FM Radio using RDA5807M and MicroPython¶
Quick Links¶
If you want to give it a go, you can find the code here: FM Radio Code
RDA5807M¶
The RDA5807M is a highly integrated single-chip FM stereo radio tuner. The chip can be connected to a microcontroller using the I2C interface to control it. It includes everything you need to add an FM radio capability to a microcontroller project with only a couple of extra components. It can even directly drive a 32 ohm load (e.g. headphones) without using an external amplifier. There is a plentiful supply of very cheap modules based on this chip that make it easy to design an FM radio or to add an FM radio to another project.
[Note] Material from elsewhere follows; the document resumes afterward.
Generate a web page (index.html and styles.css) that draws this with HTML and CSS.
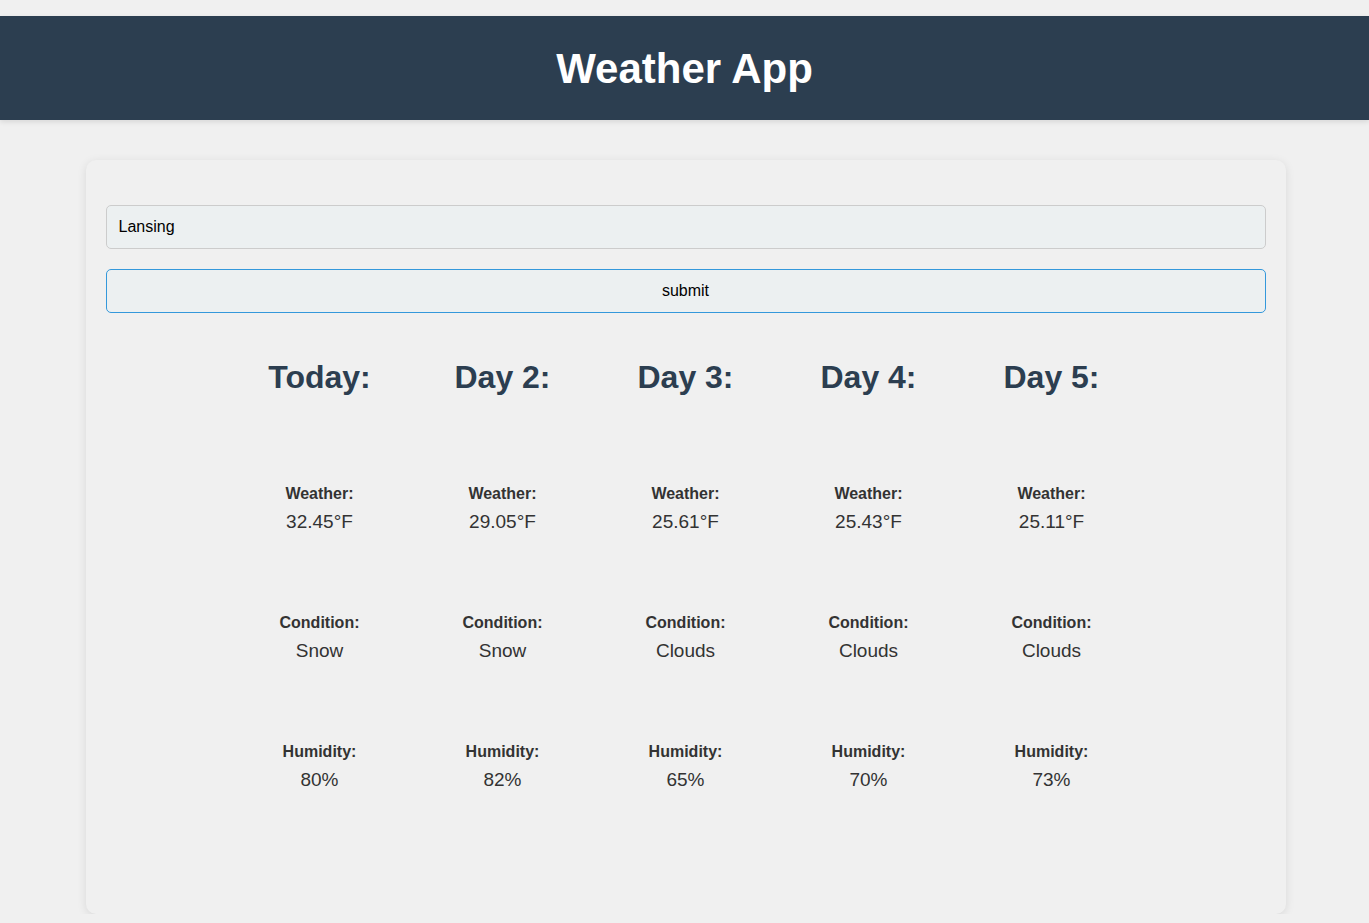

Apart from the chip itself, they include a crystal oscillator and a couple of capacitors, but not much else. The modules aren’t a standard pitch, ideally, they would be soldered to a suitable PCB footprint, but with a bit of care, you can solder small wires to the pads. The pads are quite delicate and can easily fall off, so it is important to relieve any strain on the wires.
The interface is very simple, it just needs power, an I2C connection, an antenna input and audio output to be connected.
Breadboard Version¶
To put the RDA5807M module through its paces I built a simple “breadboard” FM receiver using a Pi-Pico. It doesn’t have a dedicated user interface, I’m using a USB-serial connection to control the tuning and the volume.
Parts List¶
Most parts are commonly available and could be purchased from multiple sources, but I have included links to some example components.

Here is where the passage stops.